### PROBLEM TO WORK ON
Find the lines with the string "index" and return them.

### Data entries
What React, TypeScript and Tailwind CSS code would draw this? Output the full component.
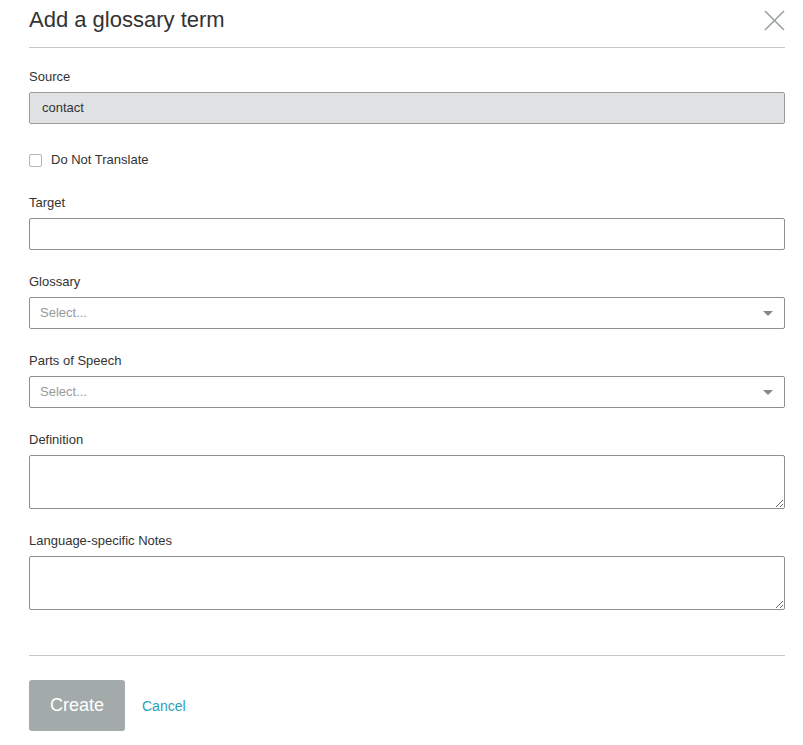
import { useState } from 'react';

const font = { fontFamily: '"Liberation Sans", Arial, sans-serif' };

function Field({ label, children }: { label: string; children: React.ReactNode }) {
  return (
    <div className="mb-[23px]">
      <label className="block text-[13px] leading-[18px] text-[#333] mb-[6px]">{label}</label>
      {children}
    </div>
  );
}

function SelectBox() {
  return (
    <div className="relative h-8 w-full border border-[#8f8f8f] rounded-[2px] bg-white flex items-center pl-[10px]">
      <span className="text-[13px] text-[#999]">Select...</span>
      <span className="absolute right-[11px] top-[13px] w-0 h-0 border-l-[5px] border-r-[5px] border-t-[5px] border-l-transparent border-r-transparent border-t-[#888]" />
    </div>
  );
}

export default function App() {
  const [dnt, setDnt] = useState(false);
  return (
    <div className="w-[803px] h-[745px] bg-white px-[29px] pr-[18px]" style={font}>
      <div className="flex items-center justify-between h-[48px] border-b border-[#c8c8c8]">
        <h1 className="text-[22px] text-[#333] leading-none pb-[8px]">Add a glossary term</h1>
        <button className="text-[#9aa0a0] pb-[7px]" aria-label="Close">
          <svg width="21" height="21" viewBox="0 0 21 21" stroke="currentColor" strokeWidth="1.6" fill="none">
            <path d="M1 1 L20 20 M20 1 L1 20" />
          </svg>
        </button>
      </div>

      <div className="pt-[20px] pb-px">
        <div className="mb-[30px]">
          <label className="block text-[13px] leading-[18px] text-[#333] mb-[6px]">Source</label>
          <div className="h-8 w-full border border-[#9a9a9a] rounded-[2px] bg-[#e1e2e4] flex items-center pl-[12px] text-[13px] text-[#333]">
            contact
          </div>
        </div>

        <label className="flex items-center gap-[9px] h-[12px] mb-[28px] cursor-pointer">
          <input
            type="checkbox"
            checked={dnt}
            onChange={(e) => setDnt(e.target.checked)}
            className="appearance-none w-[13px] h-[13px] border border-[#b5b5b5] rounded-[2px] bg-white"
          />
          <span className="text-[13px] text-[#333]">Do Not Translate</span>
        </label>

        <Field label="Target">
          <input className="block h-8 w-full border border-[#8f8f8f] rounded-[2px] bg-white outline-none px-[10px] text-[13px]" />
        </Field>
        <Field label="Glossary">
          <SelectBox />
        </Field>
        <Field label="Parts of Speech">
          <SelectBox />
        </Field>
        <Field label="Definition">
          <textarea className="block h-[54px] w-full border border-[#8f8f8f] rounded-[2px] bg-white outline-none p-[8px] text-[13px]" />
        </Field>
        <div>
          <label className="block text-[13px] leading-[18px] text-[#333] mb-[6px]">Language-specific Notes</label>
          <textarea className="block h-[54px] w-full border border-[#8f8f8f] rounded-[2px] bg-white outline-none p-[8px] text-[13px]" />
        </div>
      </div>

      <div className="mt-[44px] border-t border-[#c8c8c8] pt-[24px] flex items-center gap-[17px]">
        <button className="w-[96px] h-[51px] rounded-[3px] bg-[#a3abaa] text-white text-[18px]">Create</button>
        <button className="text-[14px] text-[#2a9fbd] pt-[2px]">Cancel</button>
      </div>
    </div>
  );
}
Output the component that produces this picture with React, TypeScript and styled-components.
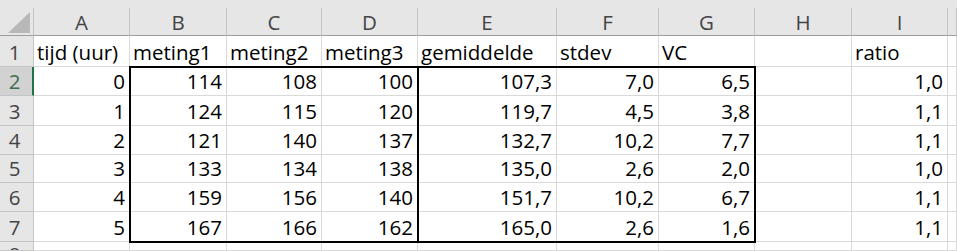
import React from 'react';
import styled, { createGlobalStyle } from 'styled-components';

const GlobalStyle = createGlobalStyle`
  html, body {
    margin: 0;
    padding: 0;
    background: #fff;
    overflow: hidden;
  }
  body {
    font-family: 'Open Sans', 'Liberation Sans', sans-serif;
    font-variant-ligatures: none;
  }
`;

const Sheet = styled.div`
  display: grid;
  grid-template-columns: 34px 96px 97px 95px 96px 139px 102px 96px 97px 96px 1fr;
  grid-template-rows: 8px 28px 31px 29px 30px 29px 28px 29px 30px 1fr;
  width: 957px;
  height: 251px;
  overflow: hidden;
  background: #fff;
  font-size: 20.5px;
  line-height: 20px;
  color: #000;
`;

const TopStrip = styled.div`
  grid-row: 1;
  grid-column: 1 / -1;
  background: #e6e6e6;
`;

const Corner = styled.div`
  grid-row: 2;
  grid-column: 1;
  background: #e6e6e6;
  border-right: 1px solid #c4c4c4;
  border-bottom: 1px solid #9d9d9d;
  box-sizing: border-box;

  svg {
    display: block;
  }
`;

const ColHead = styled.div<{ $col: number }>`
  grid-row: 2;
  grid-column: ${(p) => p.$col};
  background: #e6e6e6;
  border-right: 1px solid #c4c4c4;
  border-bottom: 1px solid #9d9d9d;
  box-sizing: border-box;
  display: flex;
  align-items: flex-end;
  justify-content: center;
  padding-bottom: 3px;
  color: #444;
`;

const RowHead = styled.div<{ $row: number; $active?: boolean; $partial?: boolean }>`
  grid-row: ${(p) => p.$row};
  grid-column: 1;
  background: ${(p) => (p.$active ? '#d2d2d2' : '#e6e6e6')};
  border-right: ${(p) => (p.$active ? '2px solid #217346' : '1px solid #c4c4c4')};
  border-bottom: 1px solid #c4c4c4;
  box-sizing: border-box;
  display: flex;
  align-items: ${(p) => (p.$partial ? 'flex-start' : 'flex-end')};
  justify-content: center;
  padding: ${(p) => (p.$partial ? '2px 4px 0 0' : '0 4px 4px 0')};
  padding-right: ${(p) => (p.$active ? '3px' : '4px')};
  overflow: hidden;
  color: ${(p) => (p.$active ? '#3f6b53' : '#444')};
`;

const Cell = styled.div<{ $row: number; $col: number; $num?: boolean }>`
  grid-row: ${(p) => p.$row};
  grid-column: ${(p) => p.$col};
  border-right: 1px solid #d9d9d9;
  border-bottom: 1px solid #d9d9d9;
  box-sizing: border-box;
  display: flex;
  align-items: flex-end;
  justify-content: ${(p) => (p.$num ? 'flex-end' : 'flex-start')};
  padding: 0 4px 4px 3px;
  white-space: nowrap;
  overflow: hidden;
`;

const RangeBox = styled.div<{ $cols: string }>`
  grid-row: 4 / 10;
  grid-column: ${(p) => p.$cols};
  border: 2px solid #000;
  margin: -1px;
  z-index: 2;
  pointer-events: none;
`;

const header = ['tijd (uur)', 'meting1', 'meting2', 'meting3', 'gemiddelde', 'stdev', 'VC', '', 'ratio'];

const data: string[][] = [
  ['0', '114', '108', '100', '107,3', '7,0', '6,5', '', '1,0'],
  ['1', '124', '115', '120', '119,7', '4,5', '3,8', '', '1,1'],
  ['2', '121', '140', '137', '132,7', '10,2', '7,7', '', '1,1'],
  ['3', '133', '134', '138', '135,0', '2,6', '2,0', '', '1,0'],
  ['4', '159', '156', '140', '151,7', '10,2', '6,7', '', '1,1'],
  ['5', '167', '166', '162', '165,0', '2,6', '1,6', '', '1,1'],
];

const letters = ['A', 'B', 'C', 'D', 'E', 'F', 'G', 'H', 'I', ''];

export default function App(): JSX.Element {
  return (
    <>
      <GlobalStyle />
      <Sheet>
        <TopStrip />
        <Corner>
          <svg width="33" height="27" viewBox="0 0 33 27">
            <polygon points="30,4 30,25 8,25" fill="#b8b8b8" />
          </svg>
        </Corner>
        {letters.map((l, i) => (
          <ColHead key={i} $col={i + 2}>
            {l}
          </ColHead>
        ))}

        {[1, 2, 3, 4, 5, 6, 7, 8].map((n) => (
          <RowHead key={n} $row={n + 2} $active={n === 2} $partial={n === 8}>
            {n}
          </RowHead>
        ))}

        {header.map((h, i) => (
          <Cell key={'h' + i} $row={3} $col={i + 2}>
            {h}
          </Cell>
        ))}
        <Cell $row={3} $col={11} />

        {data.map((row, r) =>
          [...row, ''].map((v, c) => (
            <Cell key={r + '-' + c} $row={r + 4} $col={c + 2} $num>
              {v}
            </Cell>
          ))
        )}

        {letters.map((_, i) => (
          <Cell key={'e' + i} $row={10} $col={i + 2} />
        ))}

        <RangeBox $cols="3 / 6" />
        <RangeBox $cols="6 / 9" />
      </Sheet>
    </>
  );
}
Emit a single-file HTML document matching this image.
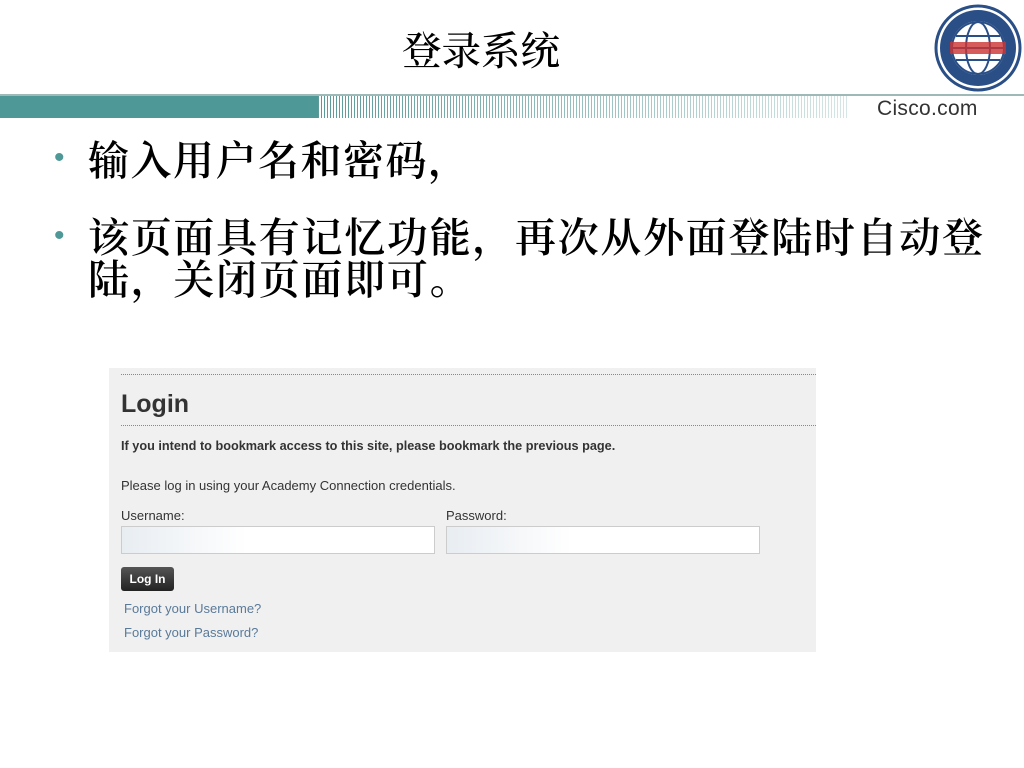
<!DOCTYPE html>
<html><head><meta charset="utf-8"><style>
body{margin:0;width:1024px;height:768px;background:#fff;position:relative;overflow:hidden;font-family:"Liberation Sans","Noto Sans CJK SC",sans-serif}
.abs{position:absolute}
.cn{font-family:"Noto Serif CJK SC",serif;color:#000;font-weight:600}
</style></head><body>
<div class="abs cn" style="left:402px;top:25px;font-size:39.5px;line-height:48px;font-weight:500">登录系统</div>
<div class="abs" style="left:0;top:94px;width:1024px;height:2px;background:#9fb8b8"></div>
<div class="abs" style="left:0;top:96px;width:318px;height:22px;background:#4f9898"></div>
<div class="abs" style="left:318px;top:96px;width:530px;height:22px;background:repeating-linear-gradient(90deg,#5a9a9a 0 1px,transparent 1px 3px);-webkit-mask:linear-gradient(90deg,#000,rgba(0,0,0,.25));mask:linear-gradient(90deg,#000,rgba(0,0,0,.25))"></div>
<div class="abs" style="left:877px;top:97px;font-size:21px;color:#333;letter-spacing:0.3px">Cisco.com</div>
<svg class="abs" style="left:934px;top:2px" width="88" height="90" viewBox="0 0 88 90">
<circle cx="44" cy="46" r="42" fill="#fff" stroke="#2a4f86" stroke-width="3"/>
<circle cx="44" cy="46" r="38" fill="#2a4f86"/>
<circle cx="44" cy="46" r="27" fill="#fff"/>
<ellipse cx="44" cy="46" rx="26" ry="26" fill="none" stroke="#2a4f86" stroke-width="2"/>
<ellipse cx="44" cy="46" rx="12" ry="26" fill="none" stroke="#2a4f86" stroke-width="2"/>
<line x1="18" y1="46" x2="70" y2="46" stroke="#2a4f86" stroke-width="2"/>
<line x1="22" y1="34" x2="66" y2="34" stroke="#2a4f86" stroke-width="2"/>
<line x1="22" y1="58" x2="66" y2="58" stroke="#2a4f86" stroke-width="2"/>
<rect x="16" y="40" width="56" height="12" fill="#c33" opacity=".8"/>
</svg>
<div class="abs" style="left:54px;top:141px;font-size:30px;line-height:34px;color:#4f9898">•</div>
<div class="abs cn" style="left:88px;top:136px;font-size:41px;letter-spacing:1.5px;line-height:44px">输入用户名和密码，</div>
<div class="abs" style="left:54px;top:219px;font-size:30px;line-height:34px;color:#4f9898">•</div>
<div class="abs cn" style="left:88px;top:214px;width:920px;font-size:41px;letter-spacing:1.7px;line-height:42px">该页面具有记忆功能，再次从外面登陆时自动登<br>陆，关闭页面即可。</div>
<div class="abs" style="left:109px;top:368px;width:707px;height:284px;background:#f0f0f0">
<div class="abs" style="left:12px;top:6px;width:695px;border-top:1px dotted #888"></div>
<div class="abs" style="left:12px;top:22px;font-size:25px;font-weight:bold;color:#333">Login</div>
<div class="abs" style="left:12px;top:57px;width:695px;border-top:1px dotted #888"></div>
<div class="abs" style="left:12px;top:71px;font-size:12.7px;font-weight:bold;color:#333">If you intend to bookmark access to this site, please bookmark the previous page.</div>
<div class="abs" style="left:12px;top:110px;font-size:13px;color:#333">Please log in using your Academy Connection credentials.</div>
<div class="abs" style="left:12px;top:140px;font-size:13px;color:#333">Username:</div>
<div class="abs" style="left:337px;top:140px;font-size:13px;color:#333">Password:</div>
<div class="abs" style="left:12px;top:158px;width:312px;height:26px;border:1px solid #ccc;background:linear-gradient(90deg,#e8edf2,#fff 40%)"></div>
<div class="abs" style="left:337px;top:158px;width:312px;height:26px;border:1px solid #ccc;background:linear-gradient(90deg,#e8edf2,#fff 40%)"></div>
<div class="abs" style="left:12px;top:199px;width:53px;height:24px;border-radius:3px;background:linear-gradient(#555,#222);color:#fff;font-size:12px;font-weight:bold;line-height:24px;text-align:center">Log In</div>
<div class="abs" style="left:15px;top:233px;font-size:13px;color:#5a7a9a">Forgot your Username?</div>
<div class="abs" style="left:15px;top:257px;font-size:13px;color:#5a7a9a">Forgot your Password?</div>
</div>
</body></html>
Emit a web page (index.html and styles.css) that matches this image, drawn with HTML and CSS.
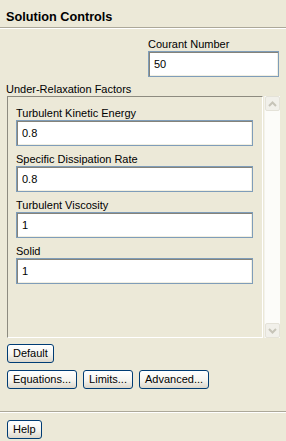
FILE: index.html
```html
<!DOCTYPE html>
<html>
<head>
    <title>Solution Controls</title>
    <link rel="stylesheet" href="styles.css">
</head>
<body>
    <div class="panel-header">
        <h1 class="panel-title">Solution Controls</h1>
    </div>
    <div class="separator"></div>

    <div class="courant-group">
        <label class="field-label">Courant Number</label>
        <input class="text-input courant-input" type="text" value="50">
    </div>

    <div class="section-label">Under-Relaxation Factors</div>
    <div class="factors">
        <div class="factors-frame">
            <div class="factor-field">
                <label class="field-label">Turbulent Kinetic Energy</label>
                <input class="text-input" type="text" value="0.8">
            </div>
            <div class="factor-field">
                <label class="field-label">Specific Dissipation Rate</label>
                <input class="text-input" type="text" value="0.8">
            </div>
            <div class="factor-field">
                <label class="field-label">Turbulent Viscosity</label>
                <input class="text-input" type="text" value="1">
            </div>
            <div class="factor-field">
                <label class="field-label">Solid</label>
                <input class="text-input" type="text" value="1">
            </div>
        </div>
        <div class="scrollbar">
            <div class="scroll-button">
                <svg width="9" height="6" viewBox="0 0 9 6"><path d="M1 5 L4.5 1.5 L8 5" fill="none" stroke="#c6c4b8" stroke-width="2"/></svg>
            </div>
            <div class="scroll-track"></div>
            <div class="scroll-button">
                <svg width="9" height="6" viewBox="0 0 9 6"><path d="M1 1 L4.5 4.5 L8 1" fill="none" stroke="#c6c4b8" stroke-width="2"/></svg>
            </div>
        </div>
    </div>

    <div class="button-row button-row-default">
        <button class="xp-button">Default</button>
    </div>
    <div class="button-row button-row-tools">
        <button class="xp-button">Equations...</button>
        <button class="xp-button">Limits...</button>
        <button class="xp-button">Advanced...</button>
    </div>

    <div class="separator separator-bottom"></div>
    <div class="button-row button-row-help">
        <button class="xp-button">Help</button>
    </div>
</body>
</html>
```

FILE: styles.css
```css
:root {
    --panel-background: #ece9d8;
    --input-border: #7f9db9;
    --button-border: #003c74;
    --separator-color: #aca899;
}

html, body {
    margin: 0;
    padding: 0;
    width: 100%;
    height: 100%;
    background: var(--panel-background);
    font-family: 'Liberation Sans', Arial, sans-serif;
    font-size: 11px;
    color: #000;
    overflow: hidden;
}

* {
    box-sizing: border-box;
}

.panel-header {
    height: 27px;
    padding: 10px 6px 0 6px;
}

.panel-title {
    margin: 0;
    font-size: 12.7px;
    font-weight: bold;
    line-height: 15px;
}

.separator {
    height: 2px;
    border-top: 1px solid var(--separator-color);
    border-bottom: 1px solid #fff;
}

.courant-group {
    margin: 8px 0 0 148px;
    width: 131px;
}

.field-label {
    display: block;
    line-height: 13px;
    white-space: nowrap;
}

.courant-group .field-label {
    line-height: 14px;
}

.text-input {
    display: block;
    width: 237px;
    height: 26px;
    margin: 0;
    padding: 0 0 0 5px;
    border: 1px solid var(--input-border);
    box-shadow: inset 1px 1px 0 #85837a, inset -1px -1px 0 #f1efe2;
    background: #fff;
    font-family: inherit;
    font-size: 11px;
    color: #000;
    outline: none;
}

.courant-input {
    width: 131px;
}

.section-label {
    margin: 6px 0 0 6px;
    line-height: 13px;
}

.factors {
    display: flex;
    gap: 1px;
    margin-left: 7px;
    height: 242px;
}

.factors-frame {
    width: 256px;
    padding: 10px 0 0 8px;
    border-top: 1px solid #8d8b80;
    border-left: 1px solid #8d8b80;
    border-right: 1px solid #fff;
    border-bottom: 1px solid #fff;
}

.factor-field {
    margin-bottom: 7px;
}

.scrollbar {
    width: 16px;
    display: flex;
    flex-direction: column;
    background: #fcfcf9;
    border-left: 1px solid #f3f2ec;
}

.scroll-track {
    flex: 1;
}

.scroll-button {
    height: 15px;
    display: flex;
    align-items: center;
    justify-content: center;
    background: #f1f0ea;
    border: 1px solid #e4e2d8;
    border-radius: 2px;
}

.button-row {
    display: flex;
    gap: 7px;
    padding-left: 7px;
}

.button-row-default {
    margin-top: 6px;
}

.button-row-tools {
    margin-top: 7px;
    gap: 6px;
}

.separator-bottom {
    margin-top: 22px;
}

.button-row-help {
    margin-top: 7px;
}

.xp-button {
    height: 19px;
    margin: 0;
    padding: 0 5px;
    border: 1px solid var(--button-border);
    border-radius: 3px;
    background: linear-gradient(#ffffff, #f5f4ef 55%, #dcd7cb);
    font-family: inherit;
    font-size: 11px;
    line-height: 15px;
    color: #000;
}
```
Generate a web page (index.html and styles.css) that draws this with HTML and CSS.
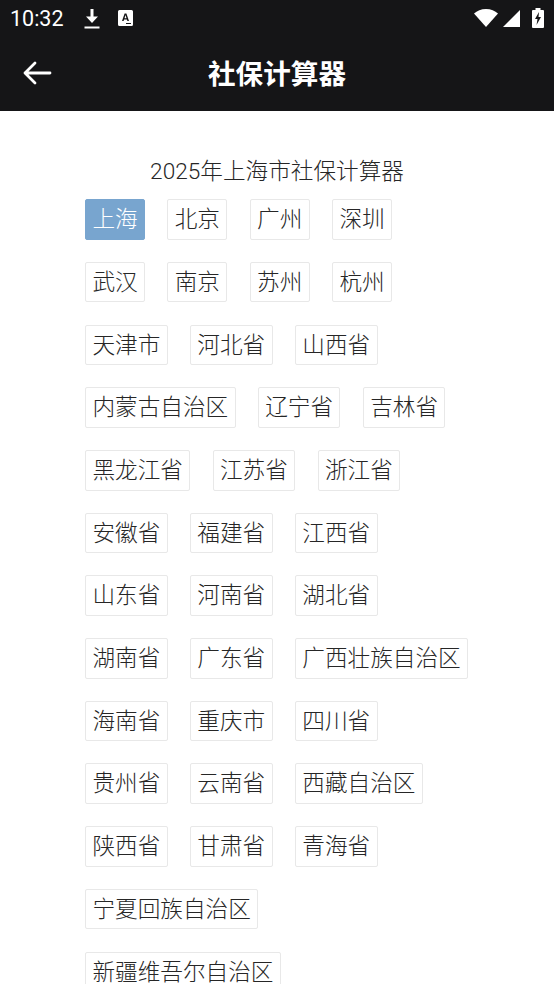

### TASK RESPONSE
  z-index: 2;
Emit a web page (index.html and styles.css) that matches this image, drawn with HTML and CSS.
FILE: index.html
Generate a web page (index.html and styles.css) that draws this with HTML and CSS.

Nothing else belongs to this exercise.